Even more interesting, the speculative long call USO/oil trade posted on Friday, Trade Idea: USO (Speculative Options) Jan $22 Calls with these charts as evidence, USO Charts have picked up more short term bullish oil divergences.

 5 min CL Crude oil futures with a sharpening divergence on the open of new trade for the week.

The 7 min chart with a large positive


The 15 min chart with a stronger positive and even the 30 min chart,  however make no mistake, I think this could be a very profitable oversold bounce/short squeeze, not a change in trend as the long term 60 min+ charts are still in line with more downside, but a quick squeeze with the leverage of the options we used could make this a golden trade in a very short period.

While no one in the world wants to touch oil long except the knife catchers, we have objective evidence of what looks like a super sharp short squeeze in the making and are prepared for it.
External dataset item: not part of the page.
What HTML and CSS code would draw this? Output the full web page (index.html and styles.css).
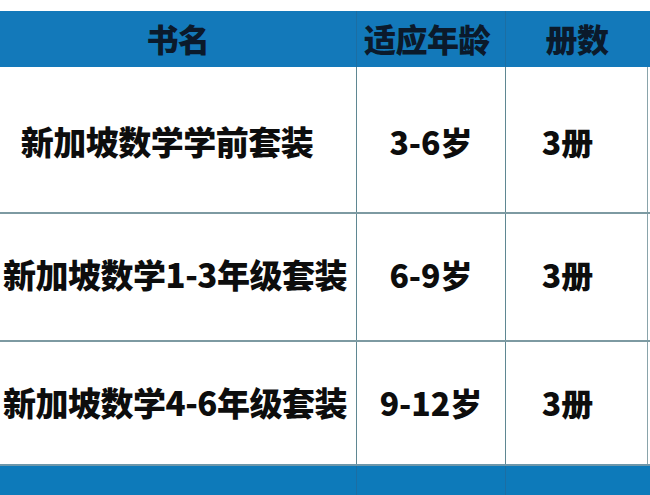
FILE: index.html
```html
<!DOCTYPE html>
<html lang="zh">
<head>
<meta charset="utf-8">
<link rel="stylesheet" href="styles.css">
</head>
<body>
<div class="sheet">
  <div class="row head">
    <div class="cell c1">书名</div>
    <div class="cell c2 age">适应年龄</div>
    <div class="cell c3">册数</div>
  </div>
  <div class="row body r1">
    <div class="cell c1 name">新加坡数学学前套装</div>
    <div class="cell c2">3-6岁</div>
    <div class="cell c3 num">3册</div>
  </div>
  <div class="row body r2">
    <div class="cell c1 name">新加坡数学1-3年级套装</div>
    <div class="cell c2">6-9岁</div>
    <div class="cell c3 num">3册</div>
  </div>
  <div class="row body r3">
    <div class="cell c1 name">新加坡数学4-6年级套装</div>
    <div class="cell c2">9-12岁</div>
    <div class="cell c3 num">3册</div>
  </div>
  <div class="row foot">
    <div class="cell c1"></div>
    <div class="cell c2"></div>
    <div class="cell c3"></div>
  </div>
</div>
</body>
</html>
```

FILE: styles.css
```css
html, body {
  margin: 0;
  padding: 0;
  background: #ffffff;
}
body {
  font-family: "Noto Sans CJK SC", "Noto Sans", sans-serif;
  width: 650px;
  height: 495px;
  overflow: hidden;
}
.sheet {
  padding-top: 11px;
  display: flex;
  flex-direction: column;
}
.row {
  display: grid;
  grid-template-columns: 356px 149px 143px 2px;
}
.cell {
  display: flex;
  align-items: center;
  justify-content: center;
  font-weight: 900;
  color: #0d0d0d;
  white-space: nowrap;
  box-sizing: border-box;
}
.head {
  height: 56px;
  background: #1379ba;
}
.head .cell {
  font-size: 32px;
  color: #0b1a2b;
  letter-spacing: -0.5px;
  padding-bottom: 2px;
}
.head .age {
  padding-right: 8px;
}
.head .c2, .head .c3, .foot .c2, .foot .c3 {
  border-left: 1px solid #1c6ea3;
}
.body .cell {
  font-size: 32px;
  background: #ffffff;
}
.body .c2, .body .c3 {
  border-left: 1px solid #5f8792;
}
.body .c3 {
  border-right: 1px solid #8aa4ab;
}
.body .name {
  padding-right: 6px;
  font-size: 33px;
  letter-spacing: -0.5px;
}
.body .num {
  padding-right: 18px;
}
.r1 { height: 145px; }
.r1 .cell { padding-top: 2px; }
.r1 .name { padding-right: 22px; }
.r2 { height: 126px; border-top: 2px solid #7d9aa2; }
.r2 .cell { padding-bottom: 6px; }
.r3 { height: 122px; border-top: 2px solid #7d9aa2; }
.r3 .cell { padding-bottom: 2px; }
.foot {
  height: 32px;
  background: #0d7aba;
  border-top: 2px solid #6e97aa;
}
```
Tonight I've talked to you not like a tinfoil hat conspiracy theorist, not like a member, but like I'd talk to a friend who asked me what I "think" is most like going to happen in the market, this is largely based on my second favorite for of analysis, Mass Psychology which is based on our concepts which are based on objective evidence and testing them through the years.

From here on out, the charts will have to provide the rest of the evidence, but  as I said Saturday and as I said last week when it looked for a moment like we may get a bounce, USE IT TO YOUR ADVANTAGE. If we do, I suspect the IWM leads and shows the most relative strength besides maybe the Energy complex.

If you are wondering if I'd consider going long the broad market for such a bounce, my answer is a resounding NO. You saw 5 weeks of gains taken out in a week, I've seen the same done on one morning's gap down, so I would not trade against probabilities, but use them to let the trade come to you unless you are a VERY nimble day trader.

Have a great week, I'll see you in a few hours!